Since the US government took the initial step toward conducting a complete overhaul of the FX industry’s modus operandi from the ground up within comprehensive sections of the 2010 Dodd-Frank Wall Street Reform Act, the entire structure of the electronic trading business has been subject to regulatory review worldwide.
Regulatory authorities in regions synonymous with FX trading followed the lead initiated by the United States, in order to create a greater regulatory supervision and more transparent environment for OTC trading, ranging from the infrastructure which executes trades to the reporting and supervisory practices required by brokers.
The global and borderless nature of the FX trading business has resulted in nations such as Britain, Australia, Canada, Hong Kong and Singapore, all important electronic trading centers, to sign a memorandum of understanding in conjunction with the US Commodity Futures Trading Commission (CFTC) in order that cross-border regulation of FX trading activity can be facilitated more easily.

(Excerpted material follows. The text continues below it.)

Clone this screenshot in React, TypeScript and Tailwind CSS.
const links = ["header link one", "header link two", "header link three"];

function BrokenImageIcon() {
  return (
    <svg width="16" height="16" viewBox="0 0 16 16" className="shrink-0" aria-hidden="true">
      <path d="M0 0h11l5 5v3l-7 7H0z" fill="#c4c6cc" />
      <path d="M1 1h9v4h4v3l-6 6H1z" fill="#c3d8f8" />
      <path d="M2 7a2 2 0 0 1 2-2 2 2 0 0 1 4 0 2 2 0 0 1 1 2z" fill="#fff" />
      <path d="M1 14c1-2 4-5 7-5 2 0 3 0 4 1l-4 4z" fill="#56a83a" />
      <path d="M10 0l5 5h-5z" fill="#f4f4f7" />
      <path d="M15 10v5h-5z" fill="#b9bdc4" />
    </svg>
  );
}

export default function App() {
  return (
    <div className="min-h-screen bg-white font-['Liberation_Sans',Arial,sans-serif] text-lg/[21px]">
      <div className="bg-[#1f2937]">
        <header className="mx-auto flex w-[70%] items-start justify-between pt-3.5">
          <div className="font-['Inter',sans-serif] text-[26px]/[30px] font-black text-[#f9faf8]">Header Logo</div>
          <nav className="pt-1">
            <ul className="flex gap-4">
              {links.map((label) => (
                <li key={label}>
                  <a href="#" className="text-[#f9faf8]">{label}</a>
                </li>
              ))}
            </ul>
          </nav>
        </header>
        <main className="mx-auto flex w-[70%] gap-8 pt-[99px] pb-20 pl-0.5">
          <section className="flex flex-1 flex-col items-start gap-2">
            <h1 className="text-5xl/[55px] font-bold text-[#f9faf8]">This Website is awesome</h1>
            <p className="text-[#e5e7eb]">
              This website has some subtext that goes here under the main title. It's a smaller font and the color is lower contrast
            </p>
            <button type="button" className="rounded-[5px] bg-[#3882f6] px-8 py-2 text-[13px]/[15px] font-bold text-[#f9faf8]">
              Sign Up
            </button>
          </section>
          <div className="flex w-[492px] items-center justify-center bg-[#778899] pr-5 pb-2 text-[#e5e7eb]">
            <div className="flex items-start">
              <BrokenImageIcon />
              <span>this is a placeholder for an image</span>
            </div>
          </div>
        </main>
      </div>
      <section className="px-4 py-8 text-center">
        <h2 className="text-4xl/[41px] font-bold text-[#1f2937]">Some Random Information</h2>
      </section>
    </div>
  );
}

This has now gone a stage further, with the Bank for International Settlements (BIS) having established a working group in order to install a single global code of conduct for the foreign exchange market.
The working group will work closely with central banks across the world, and will be headed by Reserve Bank of Australia Assistant Governor Guy Debelle, the co-author of recommendations drawn up last year for reforming “fixing” benchmarks after two years of scandal over their alleged manipulation.
Indeed, the Dodd-Frank Act’s tenets were able to reform the OTC FX trading industry and influence other global regulators to follow America’s lead with substantial reinforcement of consumer protection for retail clients, however the trading desks among large banks manipulated FX rates post Dodd-Frank Act to such a degree that the regulatory fines of $4.3 billion issued to the banks concerned by Swiss, US and British regulators did not see an end to the investigations, as class action law suits and criminal investigations followed.
Reuters reported last week that a number of senior central bank officials were for the first time optimistic about unifying the disparate codes of conduct used in different jurisdictions into one central document.
The central bank officials concerned stated that the need to show the industry is taking action to prevent future abuses could override traditional divisions between the biggest banks and market centers such as Tokyo, London and New York in a market that has never been formally regulated.
James Kemp, Managing Director for Global FX at the Global Financial Markets Association (GFMA), welcomed the BIS move and said there is a very strong desire for coordinated alignment of regional codes.
“This is an opportunity for market participants to work with regulators and supervisors to demonstrate that they can put the right controls and guidance in place,” he said in a statement. “As demonstrated by various initiatives already under way, the GFMA’s FX Division is highly supportive of this initiative.”
The push for a single set of standards is likely to be shaped by Britain’s Fair and Effective Markets Review of conduct in currency and other markets, which is due to report in June and will need international backing to have any global impact.